Short exercise
Omit the pictures and output every entry below exactly as written.
— BEGIN Task input —
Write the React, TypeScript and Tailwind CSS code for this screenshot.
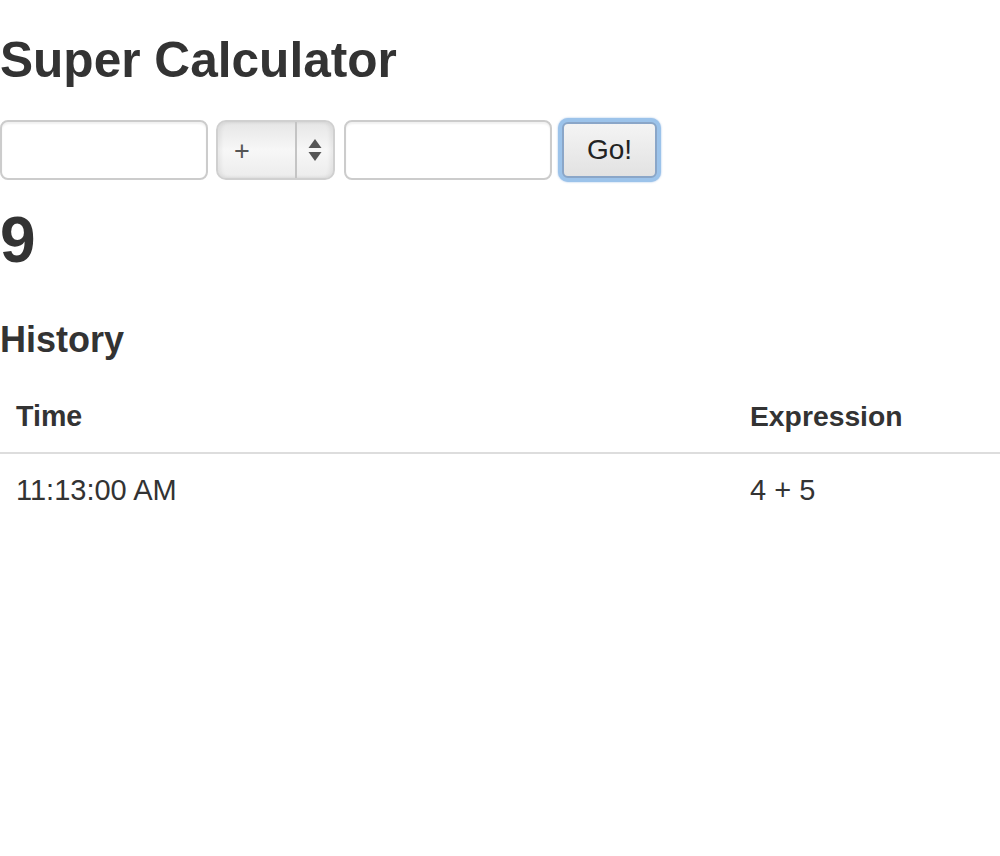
import React from 'react'

const history = [
  { time: '11:13:00 AM', expression: '4 + 5' }
]

export default function App() {
  return (
    <div className="min-h-[856px] w-[1000px] bg-white text-[#333] font-['Liberation_Sans',Arial,sans-serif]">
      {/* Title */}
      <h3 className="pt-[20px] text-[49.6px] leading-[80px] font-bold">Super Calculator</h3>

      {/* Form row */}
      <div className="mt-[20px] flex items-center h-[60px]">
        <div className="w-[208px] h-[60px] rounded-[8px] border-2 border-[#cccccc] bg-white shadow-[inset_0_2px_2px_rgba(0,0,0,0.06)]" />

        <div className="ml-[8px] w-[119px] h-[60px] rounded-[10px] border-2 border-[#d0d0d0] bg-gradient-to-b from-[#e6e6e6] via-[#f7f7f7] to-[#ececec] flex overflow-hidden shadow-[inset_3px_0_4px_rgba(0,0,0,0.06),inset_-3px_0_4px_rgba(0,0,0,0.06)]">
          <div className="flex-1 flex items-center pl-[16px] pt-[2px] text-[27px] font-light text-[#555]">+</div>
          <div className="w-[2px] bg-[#c4c4c4]" />
          <div className="w-[36px] flex items-center justify-center">
            <svg width="16" height="28" viewBox="0 0 16 28">
              <path d="M8 3 L14.5 12 L1.5 12 Z" fill="#555" />
              <path d="M1.5 16 L14.5 16 L8 25 Z" fill="#555" />
            </svg>
          </div>
        </div>

        <div className="ml-[9px] w-[208px] h-[60px] rounded-[8px] border-2 border-[#cccccc] bg-white shadow-[inset_0_2px_2px_rgba(0,0,0,0.06)]" />

        <div className="ml-[6px] w-[103px] h-[64px] rounded-[10px] bg-[#9cc3ea] p-[4px] shadow-[0_0_2px_rgba(80,140,210,0.6)]">
          <button className="w-full h-full rounded-[6px] border-2 border-[#8aa6c8] bg-gradient-to-b from-[#f4f4f4] to-[#e2e2e2] text-[28px] text-[#222] leading-none">
            Go!
          </button>
        </div>
      </div>

      {/* Result */}
      <h2 className="mt-[20px] text-[64px] leading-[80px] font-bold">9</h2>

      {/* History */}
      <h4 className="mt-[40px] text-[36px] leading-[40px] font-bold">History</h4>

      <table className="mt-[20px] w-[1000px] border-collapse leading-[40px]">
        <thead>
          <tr>
            <th className="w-[734px] px-[16px] py-[16px] text-left text-[28.6px] font-bold">Time</th>
            <th className="px-[16px] py-[16px] text-left text-[28.3px] font-bold">Expression</th>
          </tr>
        </thead>
        <tbody>
          {history.map((row) => (
            <tr key={row.time} className="border-t-2 border-[#dddddd]">
              <td className="px-[16px] py-[16px] text-[29px]">{row.time}</td>
              <td className="px-[16px] py-[16px] text-[29px]">{row.expression}</td>
            </tr>
          ))}
        </tbody>
      </table>
    </div>
  )
}
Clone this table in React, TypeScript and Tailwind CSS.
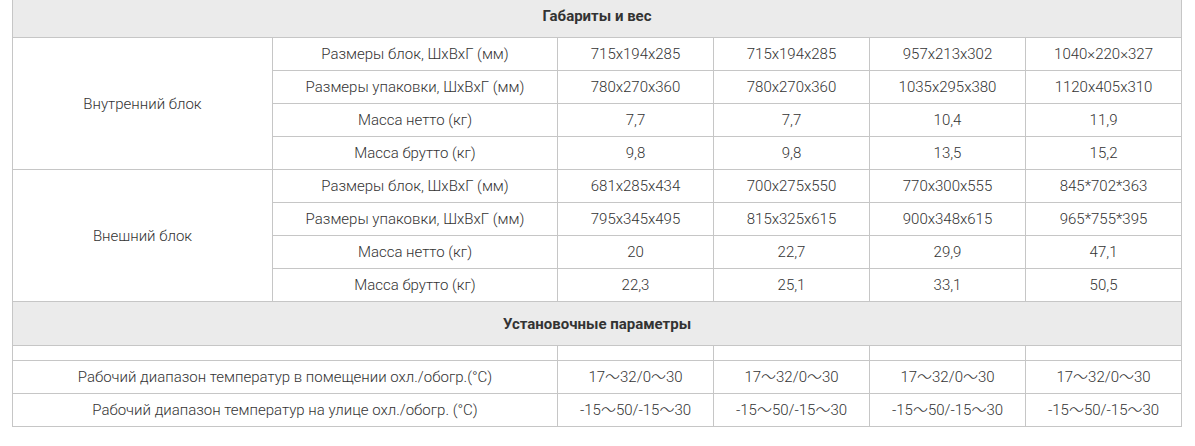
— END Task input —
Solution to this task
Write the React, TypeScript and Tailwind CSS code for this screenshot.
import React from 'react'

const history = [
  { time: '11:13:00 AM', expression: '4 + 5' }
]

export default function App() {
  return (
    <div className="min-h-[856px] w-[1000px] bg-white text-[#333] font-['Liberation_Sans',Arial,sans-serif]">
      {/* Title */}
      <h3 className="pt-[20px] text-[49.6px] leading-[80px] font-bold">Super Calculator</h3>

      {/* Form row */}
      <div className="mt-[20px] flex items-center h-[60px]">
        <div className="w-[208px] h-[60px] rounded-[8px] border-2 border-[#cccccc] bg-white shadow-[inset_0_2px_2px_rgba(0,0,0,0.06)]" />

        <div className="ml-[8px] w-[119px] h-[60px] rounded-[10px] border-2 border-[#d0d0d0] bg-gradient-to-b from-[#e6e6e6] via-[#f7f7f7] to-[#ececec] flex overflow-hidden shadow-[inset_3px_0_4px_rgba(0,0,0,0.06),inset_-3px_0_4px_rgba(0,0,0,0.06)]">
          <div className="flex-1 flex items-center pl-[16px] pt-[2px] text-[27px] font-light text-[#555]">+</div>
          <div className="w-[2px] bg-[#c4c4c4]" />
          <div className="w-[36px] flex items-center justify-center">
            <svg width="16" height="28" viewBox="0 0 16 28">
              <path d="M8 3 L14.5 12 L1.5 12 Z" fill="#555" />
              <path d="M1.5 16 L14.5 16 L8 25 Z" fill="#555" />
            </svg>
          </div>
        </div>

        <div className="ml-[9px] w-[208px] h-[60px] rounded-[8px] border-2 border-[#cccccc] bg-white shadow-[inset_0_2px_2px_rgba(0,0,0,0.06)]" />

        <div className="ml-[6px] w-[103px] h-[64px] rounded-[10px] bg-[#9cc3ea] p-[4px] shadow-[0_0_2px_rgba(80,140,210,0.6)]">
          <button className="w-full h-full rounded-[6px] border-2 border-[#8aa6c8] bg-gradient-to-b from-[#f4f4f4] to-[#e2e2e2] text-[28px] text-[#222] leading-none">
            Go!
          </button>
        </div>
      </div>

      {/* Result */}
      <h2 className="mt-[20px] text-[64px] leading-[80px] font-bold">9</h2>

      {/* History */}
      <h4 className="mt-[40px] text-[36px] leading-[40px] font-bold">History</h4>

      <table className="mt-[20px] w-[1000px] border-collapse leading-[40px]">
        <thead>
          <tr>
            <th className="w-[734px] px-[16px] py-[16px] text-left text-[28.6px] font-bold">Time</th>
            <th className="px-[16px] py-[16px] text-left text-[28.3px] font-bold">Expression</th>
          </tr>
        </thead>
        <tbody>
          {history.map((row) => (
            <tr key={row.time} className="border-t-2 border-[#dddddd]">
              <td className="px-[16px] py-[16px] text-[29px]">{row.time}</td>
              <td className="px-[16px] py-[16px] text-[29px]">{row.expression}</td>
            </tr>
          ))}
        </tbody>
      </table>
    </div>
  )
}
Clone this table in React, TypeScript and Tailwind CSS.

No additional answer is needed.